Pernyataan kementerian mengatakan insiden itu terjadi pada hari Minggu di wilayah Khojavend ketika enam orang Armenia melancarkan serangan terhadap unit tentara Azerbaijan ke arah desa Aghdam. Seorang tentara tewas sementara seorang lainnya terluka dan dievakuasi ke sebuah institusi medis setelah menerima pertolongan pertama, kata kementerian itu.
Pihak kementerian menyatakan telah mengambil langkah antisipasi dengan melumpuhkan ke enam tentara Armenia tersebut, dan memberi peringatan akan mengambil langkah yang lebih tegas.
“Ini adalah pelanggaran kedua selama gencatan senjata di wilayah tersebut karena empat tentara Azerbaijan lainnya tewas dua minggu lalu ketika unit mereka diserang di daerah yang berdekatan dengan wilayah Nagorno-Karabakh,” ujar Kementerian Pertahanan.
Nagorno-Karabakh terletak di Azerbaijan tetapi berada di bawah pendudukan pasukan Armenia sejak perang di sana berakhir pada tahun 1994. Perang itu membuat Nagorno-Karabakh berada di tangan Armenia.
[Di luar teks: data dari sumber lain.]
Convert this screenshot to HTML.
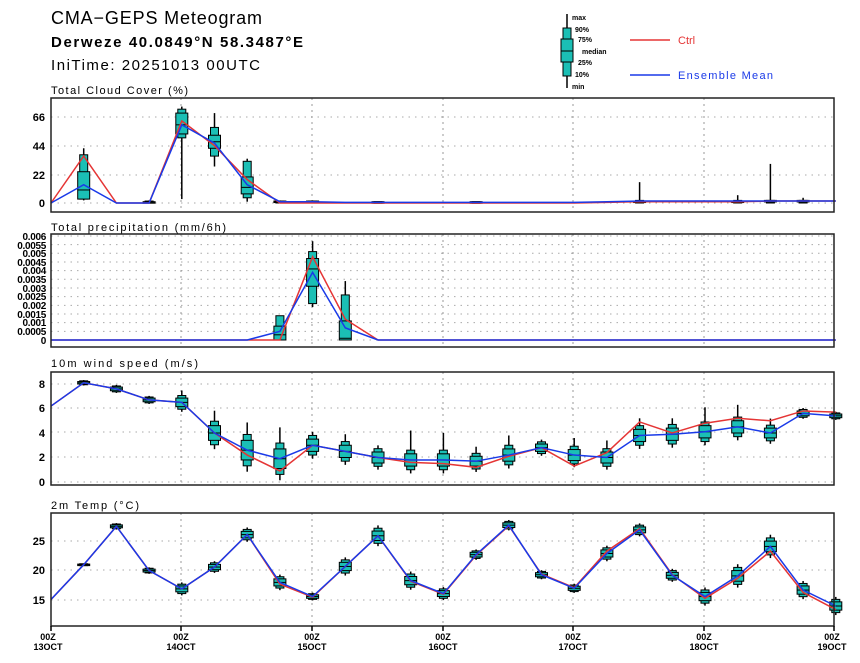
<!DOCTYPE html>
<html><head><meta charset="utf-8"><style>
html,body{margin:0;padding:0;background:#fff;width:860px;height:663px;overflow:hidden}
svg{display:block;font-family:"Liberation Sans","DejaVu Sans",sans-serif}
</style></head><body>
<svg id="s" width="860" height="663" xmlns="http://www.w3.org/2000/svg">
<text x="51" y="24" font-size="18" textLength="211" lengthAdjust="spacing">CMA−GEPS Meteogram</text>
<text x="51" y="47" font-size="15" font-weight="bold" textLength="252" lengthAdjust="spacing">Derweze 40.0849°N 58.3487°E</text>
<text x="51" y="70" font-size="15" textLength="209" lengthAdjust="spacing">IniTime: 20251013 00UTC</text>
<text x="51" y="94" font-size="11" textLength="137" lengthAdjust="spacing">Total Cloud Cover (%)</text>
<text x="51" y="231" font-size="11" textLength="175" lengthAdjust="spacing">Total precipitation (mm/6h)</text>
<text x="51" y="367" font-size="11" textLength="147" lengthAdjust="spacing">10m wind speed (m/s)</text>
<text x="51" y="509" font-size="11" textLength="88" lengthAdjust="spacing">2m Temp (°C)</text>
<g font-size="11" font-weight="bold" text-anchor="end">
<text x="45" y="121">66</text><text x="45" y="150">44</text><text x="45" y="179">22</text><text x="45" y="207">0</text>
<text x="45" y="388">8</text><text x="45" y="412">6</text><text x="45" y="437">4</text><text x="45" y="461">2</text><text x="45" y="486">0</text>
<text x="45" y="545">25</text><text x="45" y="574">20</text><text x="45" y="604">15</text>
</g>
<g font-size="10" font-weight="bold" text-anchor="end" letter-spacing="-0.3">
<text x="46" y="240">0.006</text><text x="46" y="249">0.0055</text><text x="46" y="257">0.005</text><text x="46" y="266">0.0045</text><text x="46" y="274">0.004</text><text x="46" y="283">0.0035</text><text x="46" y="292">0.003</text><text x="46" y="300">0.0025</text><text x="46" y="309">0.002</text><text x="46" y="318">0.0015</text><text x="46" y="326">0.001</text><text x="46" y="335">0.0005</text><text x="46" y="344">0</text>
</g>
<g font-size="9" font-weight="bold" text-anchor="middle">
<text x="48" y="640">00Z</text><text x="48" y="650">13OCT</text>
<text x="181" y="640">00Z</text><text x="181" y="650">14OCT</text>
<text x="312" y="640">00Z</text><text x="312" y="650">15OCT</text>
<text x="443" y="640">00Z</text><text x="443" y="650">16OCT</text>
<text x="573" y="640">00Z</text><text x="573" y="650">17OCT</text>
<text x="704" y="640">00Z</text><text x="704" y="650">18OCT</text>
<text x="832" y="640">00Z</text><text x="832" y="650">19OCT</text>
</g>
<g font-size="7" font-weight="bold">
<text x="572" y="20">max</text><text x="575" y="32">90%</text><text x="578" y="42">75%</text><text x="582" y="54">median</text><text x="578" y="65">25%</text><text x="575" y="77">10%</text><text x="572" y="89">min</text>
</g>
<line x1="567" y1="14" x2="567" y2="88" stroke="#000" stroke-width="1.5"/>
<rect x="563" y="28" width="8" height="48" fill="#1bbfb5" stroke="#000"/>
<rect x="561" y="39" width="12" height="23" fill="#1bbfb5" stroke="#000"/>
<line x1="561" y1="51" x2="573" y2="51" stroke="#000"/>
<line x1="630" y1="40" x2="670" y2="40" stroke="#e53535" stroke-width="1.5"/>
<text x="678" y="44" font-size="11" fill="#e53535">Ctrl</text>
<line x1="630" y1="75" x2="670" y2="75" stroke="#1a3ae8" stroke-width="1.5"/>
<text x="678" y="79" font-size="11" fill="#1a3ae8" textLength="95" lengthAdjust="spacing">Ensemble Mean</text>
<g id="g"></g>
</svg>
<script>
var NS="http://www.w3.org/2000/svg",G=document.getElementById('g');
function el(t,a){var e=document.createElementNS(NS,t);for(var k in a)e.setAttribute(k,a[k]);G.appendChild(e);return e;}
function X(i){return 51+32.7*i;}
var panels=[[98,212,[117,146,175,203]],[234,347,[]],[372,485,[384,408,432,457,482]],[513,626,[541,570,600]]];
var pg=[];for(var k=0;k<13;k++)pg.push(340-k*8.67);panels[1][2]=pg;
panels.forEach(function(p){
 p[2].forEach(function(y){el('line',{x1:51,x2:834,y1:y,y2:y,stroke:'#aaa','stroke-dasharray':'1.5 5','stroke-width':1});});
 [181,312,443,573,704].forEach(function(x){el('line',{x1:x,x2:x,y1:p[0],y2:p[1],stroke:'#999','stroke-dasharray':'2 4','stroke-width':1});});
});
function box(i,v,f){
 var x=X(i),y=v.map(f);
 el('line',{x1:x,x2:x,y1:y[0],y2:y[6],stroke:'#000','stroke-width':1.5});
 el('rect',{x:x-4,y:Math.min(y[1],y[5]),width:8,height:Math.max(1.5,Math.abs(y[1]-y[5])),fill:'#1bbfb5',stroke:'#000','stroke-width':1});
 el('rect',{x:x-6,y:Math.min(y[2],y[4]),width:12,height:Math.max(1.5,Math.abs(y[2]-y[4])),fill:'#1bbfb5',stroke:'#000','stroke-width':1});
 el('line',{x1:x-6,x2:x+6,y1:y[3],y2:y[3],stroke:'#000','stroke-width':1});
}
function line(vals,f,c){el('polyline',{points:vals.map(function(v,i){return X(i)+','+f(v);}).join(' '),fill:'none',stroke:c,'stroke-width':1.5});}
function sp(m,s){return [m-2.2*s,m-1.6*s,m-s,m,m+s,m+1.6*s,m+2.2*s];}
var fc=function(v){return 203-1.303*v;};
[[1,[2,3,3,10,24,37,42]],[3,[0,0,0,0.5,1,1.5,2]],[4,[3,50,53,60,69,72,74]],[5,[28,36,42,47,52,58,69]],[6,[1,4,7,12,20,32,34]],[7,[0,0,0.5,1,1.5,1.5,2]],[8,[0,0,0.5,1,1.5,1.5,2]],[10,[0,0,0.3,0.5,1,1,1]],[13,[0,0,0.3,0.5,1,1,1]],[18,[0,0,0.5,1,1.5,2,16]],[21,[0,0,0.5,1,1.5,2,6]],[22,[0,0,1,1,2,2,30]],[23,[0,0,1,1,2,2,4]]].forEach(function(b){box(b[0],b[1],fc);});
line([0,36,0,0,63,44,18,0,0,0,0,0,0,0,0,0,0,0.5,1,1,1,1,1.5,1.5,1.5],fc,'#e53535');
line([0,14,0,0,60,46,14,1,1,0.5,0.5,0.5,0.5,0.5,0.5,0.5,0.5,1,1.5,1.5,1.5,1.5,1.5,1.5,1.5],fc,'#1a3ae8');
var fp=function(v){return 340-v/0.006*104;};
box(7,[0,0,0,0.0003,0.0008,0.0014,0.0014],fp);
box(8,[0.0019,0.0021,0.0031,0.0041,0.0047,0.0051,0.0057],fp);
box(9,[0,0,0,0.0001,0.0011,0.0026,0.0034],fp);
var cp=[],mp=[];for(var i=0;i<25;i++){cp.push(0);mp.push(0);}
cp[8]=0.0048;cp[9]=0.0012;mp[7]=0.0005;mp[8]=0.0039;mp[9]=0.0007;
line(cp,fp,'#e53535');line(mp,fp,'#1a3ae8');
var fw=function(v){return 482-12.25*v;};
var wc=[6.2,8.1,7.6,6.7,6.5,4.0,2.2,0.9,3.0,2.5,2.0,1.6,1.5,1.2,2.1,2.8,1.3,2.4,4.9,4.0,4.8,5.2,5.0,5.8,5.7];
var wm=[6.2,8.1,7.6,6.7,6.5,4.0,2.6,1.9,3.0,2.5,2.0,1.8,1.8,1.7,2.2,2.8,2.2,2.0,3.8,3.9,4.1,4.5,4.0,5.6,5.4];
var ws=[0.1,0.1,0.15,0.15,0.35,0.6,0.8,0.8,0.5,0.5,0.45,0.5,0.5,0.4,0.5,0.3,0.45,0.45,0.5,0.5,0.5,0.5,0.4,0.2,0.15];
var wx=[0,0,0,0,0.2,0.5,0.5,0.8,0,0.3,0,1.3,1.1,0.3,0.5,0,0.4,0.4,0.3,0.2,0.9,0.7,0.3,0,0];
for(var i=1;i<25;i++){var b=sp(wm[i],ws[i]);b[6]+=wx[i];box(i,b,fw);}
line(wc,fw,'#e53535');line(wm,fw,'#1a3ae8');
var ft=function(v){return 570-5.9*(v-20);};
var tc=[15,20.9,27.4,19.9,16.8,20.5,26,17.6,15.4,20.6,25.8,18.1,15.9,22.5,27.5,19.3,17,23.2,27,19.2,15.2,18.6,23.2,16.2,13.3];
var tm=[15,20.9,27.4,19.9,16.8,20.5,26,17.9,15.5,20.6,25.8,18.2,16,22.6,27.6,19.2,16.9,22.8,26.8,19.1,15.5,19.0,24,16.6,13.9];
var tsd=[0.1,0.1,0.25,0.25,0.5,0.45,0.55,0.6,0.3,0.7,0.8,0.7,0.5,0.4,0.4,0.35,0.35,0.6,0.5,0.5,0.7,0.9,0.9,0.7,0.7];
for(var i=1;i<25;i++){box(i,sp(tm[i],tsd[i]),ft);}
line(tc,ft,'#e53535');line(tm,ft,'#1a3ae8');
panels.forEach(function(p){el('rect',{x:51,y:p[0],width:783,height:p[1]-p[0],fill:'none',stroke:'#222','stroke-width':1.5});});
[51,181,312,443,573,704,834].forEach(function(x){el('line',{x1:x,x2:x,y1:626,y2:631,stroke:'#000','stroke-width':1.5});});
</script>
</body></html>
Dalam 44 hari pertempuran yang dimulai pada akhir September dan menewaskan lebih dari 5.600 orang di kedua sisi, tentara Azerbaijan mendorong jauh ke dalam Nagorno-Karabakh, memaksa Armenia untuk menerima kesepakatan damai bulan lalu yang membuat Azerbaijan merebut kembali sebagian besar wilayah tersebut beserta sekitarnya. Rusia mengerahkan hampir 2.000 penjaga perdamaian setidaknya selama lima tahun untuk memantau kesepakatan damai dan memfasilitasi kembalinya para pengungsi.
Di bawah perjanjian tersebut, membuat status politik masa depan Karabakh dalam ketidakpastian, Armenia kehilangan kendali atas sebagian daerah kantong serta tujuh distrik yang berdekatan yang direbutnya selama perang tahun 1990-an.
Kesepakatan itu telah memicu perayaan di Azerbaijan dan kemarahan di Armenia, di mana perdana menteri negara itu, Nikol Pashinian, menghadapi kritik yang meningkat karena menyetujui kesepakatan itu.
Oposisi Armenia pekan lalu mendesak Pashinian untuk mundur karena kekalahan memalukan negara itu di Nagorno-Karabakh.
Dalam kesempatan tersebut, Vazgen Manuktan, calon perdana menteri dari pihak oposisi, mendesak aparat penegak hukum untuk bergabung dengan para pengunjuk rasa yang turun ke jalan.
Mereka meneriakkan slogan-slogan yang menuduh perdana menteri sebagai “pengkhianat” dan menuntut agar dia mundur saat polisi mengambil tindakan pengamanan.
Sementara pendukung oposisi telah berkumpul selama berminggu-minggu, perdana menteri Armenia mengatakan pada hari Jumat bahwa dia siap untuk membahas kemungkinan mengadakan pemilihan parlemen lebih awal tetapi menolak tuntutan oposisi untuk mundur.